====== RAW DATA
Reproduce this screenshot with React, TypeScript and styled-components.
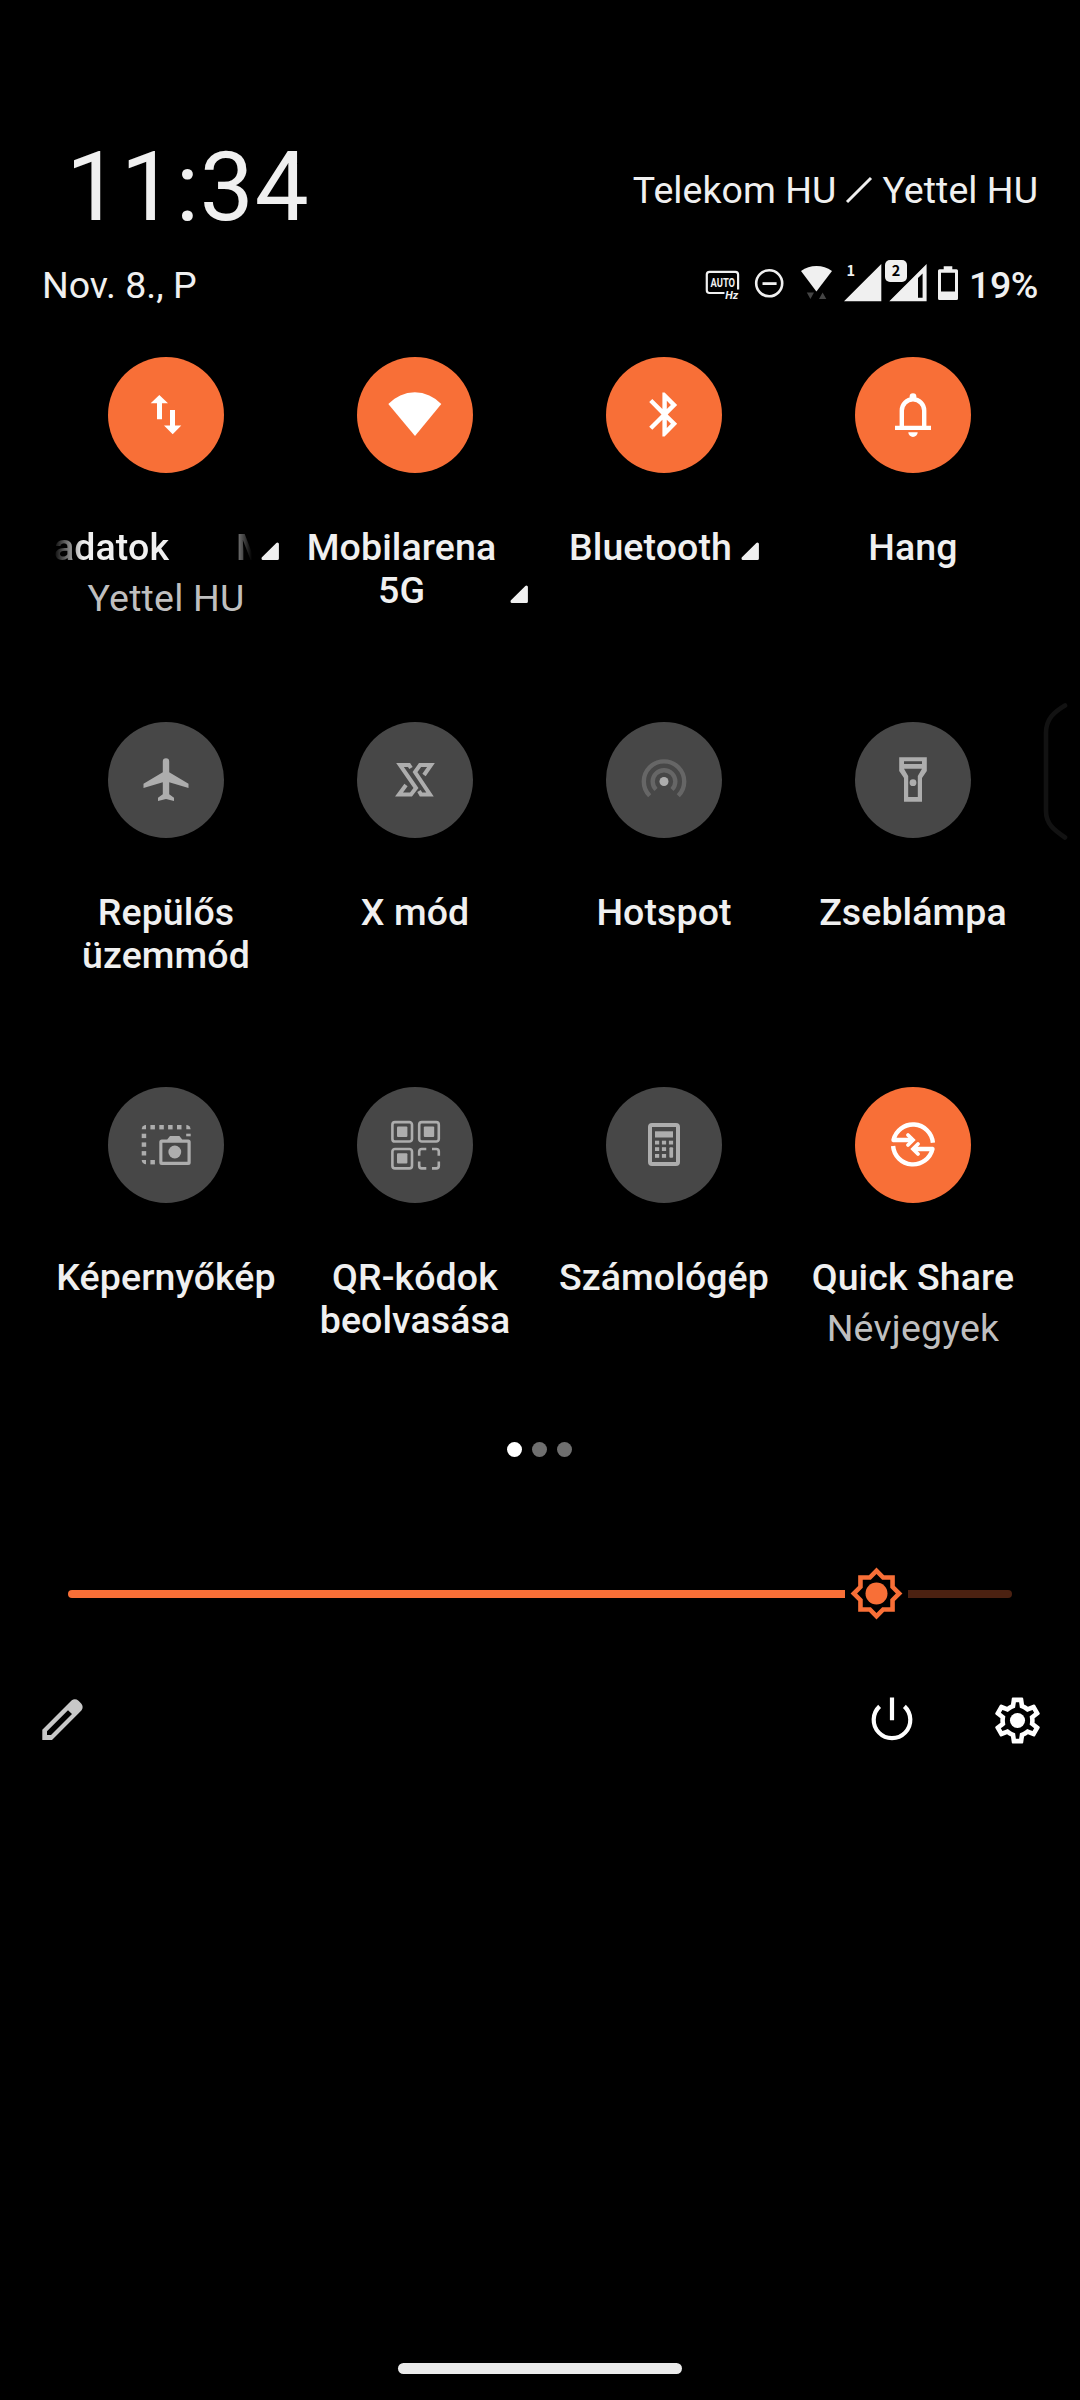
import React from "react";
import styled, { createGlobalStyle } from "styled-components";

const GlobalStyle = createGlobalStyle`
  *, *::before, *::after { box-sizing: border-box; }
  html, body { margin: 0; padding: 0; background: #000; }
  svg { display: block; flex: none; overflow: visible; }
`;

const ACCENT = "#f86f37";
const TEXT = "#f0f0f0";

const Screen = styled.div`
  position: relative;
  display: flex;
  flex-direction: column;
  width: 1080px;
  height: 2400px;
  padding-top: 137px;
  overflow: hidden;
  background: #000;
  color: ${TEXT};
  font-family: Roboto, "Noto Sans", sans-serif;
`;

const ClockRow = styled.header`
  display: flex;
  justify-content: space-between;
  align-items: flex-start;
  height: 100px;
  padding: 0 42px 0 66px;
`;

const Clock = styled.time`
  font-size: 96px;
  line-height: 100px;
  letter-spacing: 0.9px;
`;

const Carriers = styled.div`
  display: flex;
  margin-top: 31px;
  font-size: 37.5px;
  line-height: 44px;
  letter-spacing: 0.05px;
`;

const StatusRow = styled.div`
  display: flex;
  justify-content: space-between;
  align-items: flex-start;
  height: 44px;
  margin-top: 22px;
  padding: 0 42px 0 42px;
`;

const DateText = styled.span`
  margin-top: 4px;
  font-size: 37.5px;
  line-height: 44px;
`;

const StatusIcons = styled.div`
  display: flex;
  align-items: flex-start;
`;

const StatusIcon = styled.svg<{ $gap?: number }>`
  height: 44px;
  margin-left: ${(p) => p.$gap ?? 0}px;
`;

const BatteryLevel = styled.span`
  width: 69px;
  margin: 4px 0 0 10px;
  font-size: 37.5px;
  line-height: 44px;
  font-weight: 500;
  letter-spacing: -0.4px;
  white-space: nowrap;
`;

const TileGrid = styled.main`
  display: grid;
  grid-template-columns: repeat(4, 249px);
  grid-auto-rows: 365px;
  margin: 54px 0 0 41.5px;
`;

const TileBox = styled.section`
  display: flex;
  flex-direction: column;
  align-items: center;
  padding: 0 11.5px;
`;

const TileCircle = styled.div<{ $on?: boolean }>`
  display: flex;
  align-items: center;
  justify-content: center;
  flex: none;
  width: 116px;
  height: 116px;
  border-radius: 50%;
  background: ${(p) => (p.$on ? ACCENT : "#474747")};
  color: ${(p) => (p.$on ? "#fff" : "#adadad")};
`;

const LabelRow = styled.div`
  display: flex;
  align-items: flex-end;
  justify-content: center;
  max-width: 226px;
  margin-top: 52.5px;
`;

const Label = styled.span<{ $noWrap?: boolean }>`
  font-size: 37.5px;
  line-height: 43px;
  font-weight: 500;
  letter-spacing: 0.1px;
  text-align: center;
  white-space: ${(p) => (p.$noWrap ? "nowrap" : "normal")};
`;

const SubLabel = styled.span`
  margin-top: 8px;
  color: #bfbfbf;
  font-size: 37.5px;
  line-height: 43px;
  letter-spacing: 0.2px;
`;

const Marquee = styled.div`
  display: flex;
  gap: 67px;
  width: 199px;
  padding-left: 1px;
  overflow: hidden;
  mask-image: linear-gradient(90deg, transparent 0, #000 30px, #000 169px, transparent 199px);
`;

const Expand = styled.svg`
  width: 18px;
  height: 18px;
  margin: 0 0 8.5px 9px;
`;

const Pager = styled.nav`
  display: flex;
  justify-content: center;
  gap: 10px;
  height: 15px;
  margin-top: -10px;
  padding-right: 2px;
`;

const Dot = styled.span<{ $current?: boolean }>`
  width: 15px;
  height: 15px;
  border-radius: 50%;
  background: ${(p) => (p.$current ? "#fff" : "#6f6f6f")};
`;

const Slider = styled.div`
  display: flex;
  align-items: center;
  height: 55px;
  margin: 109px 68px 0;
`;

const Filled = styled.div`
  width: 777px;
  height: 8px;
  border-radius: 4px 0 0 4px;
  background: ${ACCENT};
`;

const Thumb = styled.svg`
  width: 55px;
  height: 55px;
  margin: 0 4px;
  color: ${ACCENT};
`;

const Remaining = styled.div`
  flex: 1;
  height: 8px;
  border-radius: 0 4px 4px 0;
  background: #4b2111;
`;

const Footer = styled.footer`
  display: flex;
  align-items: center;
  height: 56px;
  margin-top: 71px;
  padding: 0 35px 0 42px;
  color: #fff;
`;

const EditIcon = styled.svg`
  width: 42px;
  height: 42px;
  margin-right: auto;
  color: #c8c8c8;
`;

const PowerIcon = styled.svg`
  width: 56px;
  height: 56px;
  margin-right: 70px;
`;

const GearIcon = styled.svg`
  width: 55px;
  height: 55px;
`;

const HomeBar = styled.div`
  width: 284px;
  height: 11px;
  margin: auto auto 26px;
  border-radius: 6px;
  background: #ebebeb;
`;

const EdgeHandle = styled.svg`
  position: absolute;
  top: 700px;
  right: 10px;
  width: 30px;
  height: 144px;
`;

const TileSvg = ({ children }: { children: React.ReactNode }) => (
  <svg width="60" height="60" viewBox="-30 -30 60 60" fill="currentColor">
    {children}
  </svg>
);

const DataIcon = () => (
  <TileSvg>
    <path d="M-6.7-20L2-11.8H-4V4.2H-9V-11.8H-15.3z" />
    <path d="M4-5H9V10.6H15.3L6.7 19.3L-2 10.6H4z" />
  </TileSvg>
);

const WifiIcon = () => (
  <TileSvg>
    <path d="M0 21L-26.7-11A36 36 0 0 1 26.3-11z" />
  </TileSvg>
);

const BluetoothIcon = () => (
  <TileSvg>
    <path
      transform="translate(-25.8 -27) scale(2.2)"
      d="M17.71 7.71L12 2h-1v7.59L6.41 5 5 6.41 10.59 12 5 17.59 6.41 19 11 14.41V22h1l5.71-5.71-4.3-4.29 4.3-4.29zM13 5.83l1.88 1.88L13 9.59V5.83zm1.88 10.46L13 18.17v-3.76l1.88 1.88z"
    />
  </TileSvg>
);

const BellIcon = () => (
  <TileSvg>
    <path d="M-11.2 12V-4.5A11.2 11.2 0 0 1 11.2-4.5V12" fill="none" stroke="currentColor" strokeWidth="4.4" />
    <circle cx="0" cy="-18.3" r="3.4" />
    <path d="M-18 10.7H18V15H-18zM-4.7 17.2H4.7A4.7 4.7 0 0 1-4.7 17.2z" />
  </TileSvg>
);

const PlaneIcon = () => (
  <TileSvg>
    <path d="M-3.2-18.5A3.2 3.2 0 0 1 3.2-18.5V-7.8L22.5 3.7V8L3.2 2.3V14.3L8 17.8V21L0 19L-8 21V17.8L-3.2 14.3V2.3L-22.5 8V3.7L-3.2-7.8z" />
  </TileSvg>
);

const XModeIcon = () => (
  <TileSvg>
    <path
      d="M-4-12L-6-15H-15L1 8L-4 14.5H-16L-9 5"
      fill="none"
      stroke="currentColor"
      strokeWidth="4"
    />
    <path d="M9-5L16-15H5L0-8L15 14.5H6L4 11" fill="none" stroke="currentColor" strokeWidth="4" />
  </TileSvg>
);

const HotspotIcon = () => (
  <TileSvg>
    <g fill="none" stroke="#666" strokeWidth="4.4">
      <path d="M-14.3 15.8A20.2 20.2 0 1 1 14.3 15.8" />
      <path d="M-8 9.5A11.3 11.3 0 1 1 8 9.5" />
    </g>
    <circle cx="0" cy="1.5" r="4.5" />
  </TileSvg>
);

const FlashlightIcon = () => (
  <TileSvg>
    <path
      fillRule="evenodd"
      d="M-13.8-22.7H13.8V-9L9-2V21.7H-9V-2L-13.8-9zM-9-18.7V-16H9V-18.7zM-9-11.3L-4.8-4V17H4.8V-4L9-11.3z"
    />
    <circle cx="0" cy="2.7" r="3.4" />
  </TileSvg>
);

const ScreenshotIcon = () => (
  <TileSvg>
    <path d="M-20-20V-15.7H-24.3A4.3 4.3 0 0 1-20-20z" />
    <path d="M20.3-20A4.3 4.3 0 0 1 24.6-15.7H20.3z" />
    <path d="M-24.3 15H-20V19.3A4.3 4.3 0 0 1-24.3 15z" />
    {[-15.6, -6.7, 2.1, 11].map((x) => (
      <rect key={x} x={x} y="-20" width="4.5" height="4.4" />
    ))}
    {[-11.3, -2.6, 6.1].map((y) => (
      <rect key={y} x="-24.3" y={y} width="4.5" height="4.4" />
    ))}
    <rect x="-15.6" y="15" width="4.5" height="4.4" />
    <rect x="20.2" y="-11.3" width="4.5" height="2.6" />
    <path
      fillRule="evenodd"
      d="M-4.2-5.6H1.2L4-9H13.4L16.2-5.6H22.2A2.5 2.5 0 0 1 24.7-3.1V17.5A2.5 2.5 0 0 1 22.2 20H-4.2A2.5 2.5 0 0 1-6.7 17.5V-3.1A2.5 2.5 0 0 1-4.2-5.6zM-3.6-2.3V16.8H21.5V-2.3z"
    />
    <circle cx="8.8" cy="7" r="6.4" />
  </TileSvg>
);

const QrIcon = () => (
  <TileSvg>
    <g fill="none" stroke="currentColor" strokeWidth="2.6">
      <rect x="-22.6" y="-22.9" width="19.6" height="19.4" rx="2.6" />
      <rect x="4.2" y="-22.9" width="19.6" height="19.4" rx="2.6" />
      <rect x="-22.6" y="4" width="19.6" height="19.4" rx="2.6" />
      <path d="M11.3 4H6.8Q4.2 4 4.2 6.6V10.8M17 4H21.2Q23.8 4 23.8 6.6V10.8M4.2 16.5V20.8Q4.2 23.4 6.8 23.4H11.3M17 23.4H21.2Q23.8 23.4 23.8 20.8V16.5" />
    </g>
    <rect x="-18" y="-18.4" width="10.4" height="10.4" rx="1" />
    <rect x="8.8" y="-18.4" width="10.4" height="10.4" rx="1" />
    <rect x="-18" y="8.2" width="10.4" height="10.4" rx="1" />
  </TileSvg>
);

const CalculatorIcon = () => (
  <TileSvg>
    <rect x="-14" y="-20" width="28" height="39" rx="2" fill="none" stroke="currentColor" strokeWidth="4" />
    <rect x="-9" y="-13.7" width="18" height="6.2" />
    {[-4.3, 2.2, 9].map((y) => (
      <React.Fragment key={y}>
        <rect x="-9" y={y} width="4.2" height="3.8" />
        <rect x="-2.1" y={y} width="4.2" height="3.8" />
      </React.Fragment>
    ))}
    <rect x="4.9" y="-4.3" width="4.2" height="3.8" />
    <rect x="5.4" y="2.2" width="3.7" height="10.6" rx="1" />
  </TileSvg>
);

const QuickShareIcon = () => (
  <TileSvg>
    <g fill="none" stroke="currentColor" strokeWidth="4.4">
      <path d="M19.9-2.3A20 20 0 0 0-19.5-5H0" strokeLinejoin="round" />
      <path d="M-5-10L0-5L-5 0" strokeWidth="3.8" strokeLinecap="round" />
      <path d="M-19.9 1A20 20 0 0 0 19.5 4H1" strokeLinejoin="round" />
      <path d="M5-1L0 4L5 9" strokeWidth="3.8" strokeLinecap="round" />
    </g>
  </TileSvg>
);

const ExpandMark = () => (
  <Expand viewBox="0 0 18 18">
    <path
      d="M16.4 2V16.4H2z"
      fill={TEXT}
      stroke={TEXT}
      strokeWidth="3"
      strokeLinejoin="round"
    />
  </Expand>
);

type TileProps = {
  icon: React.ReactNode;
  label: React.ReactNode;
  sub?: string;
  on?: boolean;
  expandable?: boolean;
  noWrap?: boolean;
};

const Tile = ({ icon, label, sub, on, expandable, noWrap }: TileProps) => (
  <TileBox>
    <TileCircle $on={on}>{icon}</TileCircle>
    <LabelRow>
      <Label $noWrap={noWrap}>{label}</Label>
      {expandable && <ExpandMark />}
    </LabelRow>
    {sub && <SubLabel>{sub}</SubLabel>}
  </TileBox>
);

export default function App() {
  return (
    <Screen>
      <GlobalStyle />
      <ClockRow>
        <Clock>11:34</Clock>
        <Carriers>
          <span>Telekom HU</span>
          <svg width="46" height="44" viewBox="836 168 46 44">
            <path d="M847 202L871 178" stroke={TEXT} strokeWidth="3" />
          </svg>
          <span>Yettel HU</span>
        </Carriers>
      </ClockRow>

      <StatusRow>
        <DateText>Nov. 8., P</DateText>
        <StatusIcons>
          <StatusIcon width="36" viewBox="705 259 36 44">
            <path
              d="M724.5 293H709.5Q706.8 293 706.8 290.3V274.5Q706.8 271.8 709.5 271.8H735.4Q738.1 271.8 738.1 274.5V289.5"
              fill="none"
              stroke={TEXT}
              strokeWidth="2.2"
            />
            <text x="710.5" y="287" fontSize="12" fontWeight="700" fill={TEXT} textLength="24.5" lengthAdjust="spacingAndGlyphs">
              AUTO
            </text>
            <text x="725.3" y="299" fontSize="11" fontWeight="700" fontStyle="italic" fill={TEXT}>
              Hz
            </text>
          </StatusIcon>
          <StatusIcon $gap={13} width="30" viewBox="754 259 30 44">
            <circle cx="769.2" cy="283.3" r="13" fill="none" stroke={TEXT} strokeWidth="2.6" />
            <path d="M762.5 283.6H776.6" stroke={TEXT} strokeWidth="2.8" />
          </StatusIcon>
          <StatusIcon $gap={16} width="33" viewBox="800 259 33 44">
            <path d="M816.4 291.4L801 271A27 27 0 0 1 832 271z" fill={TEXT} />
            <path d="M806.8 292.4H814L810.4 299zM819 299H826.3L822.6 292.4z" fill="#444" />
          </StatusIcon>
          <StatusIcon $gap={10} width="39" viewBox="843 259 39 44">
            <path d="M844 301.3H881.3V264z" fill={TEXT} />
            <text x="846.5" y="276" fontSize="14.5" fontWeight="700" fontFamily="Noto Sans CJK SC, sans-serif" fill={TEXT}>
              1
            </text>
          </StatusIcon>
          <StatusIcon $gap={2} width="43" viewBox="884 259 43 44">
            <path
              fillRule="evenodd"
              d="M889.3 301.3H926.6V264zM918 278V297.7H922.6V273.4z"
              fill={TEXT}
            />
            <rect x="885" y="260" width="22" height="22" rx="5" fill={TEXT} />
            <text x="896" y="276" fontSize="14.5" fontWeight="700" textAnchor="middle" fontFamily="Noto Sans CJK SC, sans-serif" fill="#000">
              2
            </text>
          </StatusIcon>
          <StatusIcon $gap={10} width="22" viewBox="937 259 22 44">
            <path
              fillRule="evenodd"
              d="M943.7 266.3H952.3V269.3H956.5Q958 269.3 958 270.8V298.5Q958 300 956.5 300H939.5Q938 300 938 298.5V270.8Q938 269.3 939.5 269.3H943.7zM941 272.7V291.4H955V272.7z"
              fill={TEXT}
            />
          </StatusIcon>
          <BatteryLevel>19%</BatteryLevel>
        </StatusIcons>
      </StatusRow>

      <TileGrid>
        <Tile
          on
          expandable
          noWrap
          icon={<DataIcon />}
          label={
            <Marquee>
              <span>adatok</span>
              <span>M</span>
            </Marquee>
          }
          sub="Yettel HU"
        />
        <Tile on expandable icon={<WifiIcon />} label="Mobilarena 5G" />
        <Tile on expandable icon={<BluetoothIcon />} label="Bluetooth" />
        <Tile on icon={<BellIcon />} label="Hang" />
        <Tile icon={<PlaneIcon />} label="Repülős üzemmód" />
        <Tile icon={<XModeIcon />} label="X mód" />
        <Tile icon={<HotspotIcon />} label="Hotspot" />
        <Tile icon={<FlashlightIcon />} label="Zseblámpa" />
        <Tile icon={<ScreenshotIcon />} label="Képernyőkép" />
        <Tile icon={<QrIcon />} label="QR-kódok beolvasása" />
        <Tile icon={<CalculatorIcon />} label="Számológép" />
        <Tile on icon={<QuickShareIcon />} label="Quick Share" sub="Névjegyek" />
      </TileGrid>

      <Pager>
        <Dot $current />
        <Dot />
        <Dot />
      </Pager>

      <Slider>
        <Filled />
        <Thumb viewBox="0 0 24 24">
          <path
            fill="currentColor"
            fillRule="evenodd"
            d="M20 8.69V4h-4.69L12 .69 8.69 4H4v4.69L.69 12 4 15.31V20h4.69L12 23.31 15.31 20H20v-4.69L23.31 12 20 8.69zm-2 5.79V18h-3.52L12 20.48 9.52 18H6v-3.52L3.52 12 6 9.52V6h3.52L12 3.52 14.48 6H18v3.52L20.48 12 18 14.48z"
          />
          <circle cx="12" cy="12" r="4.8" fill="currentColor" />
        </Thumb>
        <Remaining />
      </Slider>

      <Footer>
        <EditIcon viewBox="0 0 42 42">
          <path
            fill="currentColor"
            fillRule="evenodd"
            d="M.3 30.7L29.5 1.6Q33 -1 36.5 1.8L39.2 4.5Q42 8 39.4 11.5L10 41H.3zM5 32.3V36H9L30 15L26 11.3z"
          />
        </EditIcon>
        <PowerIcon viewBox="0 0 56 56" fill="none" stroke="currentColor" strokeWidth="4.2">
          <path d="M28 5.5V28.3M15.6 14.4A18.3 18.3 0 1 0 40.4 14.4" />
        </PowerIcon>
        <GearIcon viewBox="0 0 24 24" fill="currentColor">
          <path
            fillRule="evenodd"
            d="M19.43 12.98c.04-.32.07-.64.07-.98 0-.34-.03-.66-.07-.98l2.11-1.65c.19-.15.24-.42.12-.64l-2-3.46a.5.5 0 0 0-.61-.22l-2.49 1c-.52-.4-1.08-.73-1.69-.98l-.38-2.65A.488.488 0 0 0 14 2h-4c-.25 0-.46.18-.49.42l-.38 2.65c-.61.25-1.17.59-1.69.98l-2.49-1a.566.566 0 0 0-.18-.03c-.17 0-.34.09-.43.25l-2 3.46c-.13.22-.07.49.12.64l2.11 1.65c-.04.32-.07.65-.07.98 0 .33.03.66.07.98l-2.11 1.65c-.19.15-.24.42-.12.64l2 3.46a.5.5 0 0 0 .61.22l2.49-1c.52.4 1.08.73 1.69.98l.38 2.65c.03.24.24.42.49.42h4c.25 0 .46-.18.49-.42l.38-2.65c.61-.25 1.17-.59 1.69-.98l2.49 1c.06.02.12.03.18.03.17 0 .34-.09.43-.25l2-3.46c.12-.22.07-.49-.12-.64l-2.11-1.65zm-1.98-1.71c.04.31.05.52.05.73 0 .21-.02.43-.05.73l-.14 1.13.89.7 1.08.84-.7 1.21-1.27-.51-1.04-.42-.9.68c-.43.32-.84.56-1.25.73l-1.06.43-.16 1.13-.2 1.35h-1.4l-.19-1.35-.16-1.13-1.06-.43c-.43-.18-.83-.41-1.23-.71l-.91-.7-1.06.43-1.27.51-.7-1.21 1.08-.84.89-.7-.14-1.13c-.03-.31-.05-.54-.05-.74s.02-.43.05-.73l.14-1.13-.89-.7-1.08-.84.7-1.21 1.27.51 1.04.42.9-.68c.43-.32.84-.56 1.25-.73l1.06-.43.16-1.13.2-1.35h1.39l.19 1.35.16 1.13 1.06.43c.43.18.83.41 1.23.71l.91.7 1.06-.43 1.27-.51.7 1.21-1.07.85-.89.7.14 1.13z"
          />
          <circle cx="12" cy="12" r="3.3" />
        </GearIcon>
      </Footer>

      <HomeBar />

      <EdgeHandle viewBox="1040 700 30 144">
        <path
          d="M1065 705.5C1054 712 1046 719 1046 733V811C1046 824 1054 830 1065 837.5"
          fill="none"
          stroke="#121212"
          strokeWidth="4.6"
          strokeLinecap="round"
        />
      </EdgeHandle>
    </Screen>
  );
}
============
TASK TO CARRY OUT
Every line above that contains the word "components" should be reported.

THE REPLY
Reproduce this screenshot with React, TypeScript and styled-components.
import styled, { createGlobalStyle } from "styled-components";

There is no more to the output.